Embiid is handling this in the most Embiid way possible.

What does that mean on the court? The Sixers are in trouble. When Embiid has been out of the game this season (either missing the game or just on the bench), the Sixers are 15.2 points per 100 possessions worse. Embiid’s presence impacts both sides of the ball — when he’s out the defense gets six points per 100 possessions worse, while the offense is 9.6 per 100 worse. Or, look at it this way: the Sixers outscore opponents by 11.6 points per 100 possessions with Embiid but when he sits the Sixers get outscored by 3.6 per 100. With Embiid on the court the Sixers look elite, without him they look like a team that misses the playoffs entirely. He makes that big a difference. If Wednesday is any indication, look for some combination of Amir Johnson, Richaun Holmes, and Dario Saric to play the five.

How hard will Philly push to get him back? Yes, their playoff seeding and how long they last in the postseason largely hinge on Embiid playing, but for a young team with long-term aspirations this playoff run is not the goal. It’s not worth long-term risk to try to win a playoff series this season. The vision has to be bigger than that, both for Embiid and the franchise.

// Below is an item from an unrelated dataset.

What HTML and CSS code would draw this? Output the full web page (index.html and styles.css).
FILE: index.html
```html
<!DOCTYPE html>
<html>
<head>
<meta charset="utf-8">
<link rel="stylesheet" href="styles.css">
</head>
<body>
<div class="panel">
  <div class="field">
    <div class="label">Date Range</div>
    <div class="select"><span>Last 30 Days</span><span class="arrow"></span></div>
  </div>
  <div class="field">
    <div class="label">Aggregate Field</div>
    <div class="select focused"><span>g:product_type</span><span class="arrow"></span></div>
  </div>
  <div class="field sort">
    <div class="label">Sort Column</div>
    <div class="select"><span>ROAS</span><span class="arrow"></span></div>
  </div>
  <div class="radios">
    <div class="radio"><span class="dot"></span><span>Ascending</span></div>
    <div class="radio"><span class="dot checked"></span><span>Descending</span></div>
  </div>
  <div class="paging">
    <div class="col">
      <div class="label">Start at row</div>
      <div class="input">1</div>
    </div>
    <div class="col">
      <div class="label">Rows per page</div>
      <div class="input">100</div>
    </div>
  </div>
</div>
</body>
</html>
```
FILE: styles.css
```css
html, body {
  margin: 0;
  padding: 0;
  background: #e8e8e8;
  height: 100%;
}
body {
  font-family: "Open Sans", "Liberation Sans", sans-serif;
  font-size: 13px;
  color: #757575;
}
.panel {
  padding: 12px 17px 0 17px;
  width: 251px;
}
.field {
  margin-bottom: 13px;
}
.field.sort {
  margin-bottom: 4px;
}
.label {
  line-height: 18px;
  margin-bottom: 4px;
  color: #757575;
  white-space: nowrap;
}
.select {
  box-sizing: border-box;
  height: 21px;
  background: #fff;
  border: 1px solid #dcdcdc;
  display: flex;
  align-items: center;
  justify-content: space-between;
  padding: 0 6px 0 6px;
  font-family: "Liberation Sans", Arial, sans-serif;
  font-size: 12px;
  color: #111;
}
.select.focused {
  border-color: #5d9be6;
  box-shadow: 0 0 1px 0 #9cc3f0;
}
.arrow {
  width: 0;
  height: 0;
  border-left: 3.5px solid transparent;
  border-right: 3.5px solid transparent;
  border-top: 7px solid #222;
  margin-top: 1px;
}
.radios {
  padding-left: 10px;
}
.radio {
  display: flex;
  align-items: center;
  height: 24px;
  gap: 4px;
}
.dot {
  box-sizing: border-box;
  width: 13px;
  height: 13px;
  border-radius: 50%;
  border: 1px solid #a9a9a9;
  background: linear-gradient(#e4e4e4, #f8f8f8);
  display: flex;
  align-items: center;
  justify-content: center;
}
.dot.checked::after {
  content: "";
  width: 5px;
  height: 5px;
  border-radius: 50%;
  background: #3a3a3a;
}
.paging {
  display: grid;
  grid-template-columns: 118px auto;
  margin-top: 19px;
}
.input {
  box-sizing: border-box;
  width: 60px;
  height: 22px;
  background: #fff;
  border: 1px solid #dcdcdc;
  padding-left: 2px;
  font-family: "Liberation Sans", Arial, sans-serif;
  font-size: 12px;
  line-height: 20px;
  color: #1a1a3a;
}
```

So where do the Sixers land now?

Philly is currently the four seed in the East, percentage points ahead of the Pacers for the five slot, with both of them just half a game back of the three-seed Cavaliers. Indiana has a brutal schedule the rest of the way, the Sixers have the softest remaining schedule in the league (just two of their eight remaining games are against playoff teams), but the Pacers could well still pass them for the four seed. Catching the Cavaliers is almost out of the question now, and with a little gap back to the Wizards at six, the Sixers likely finish with the four or five seed and take on the Pacers in the first round. With Embiid Philadelphia is the favorite in that series, without him… not so much.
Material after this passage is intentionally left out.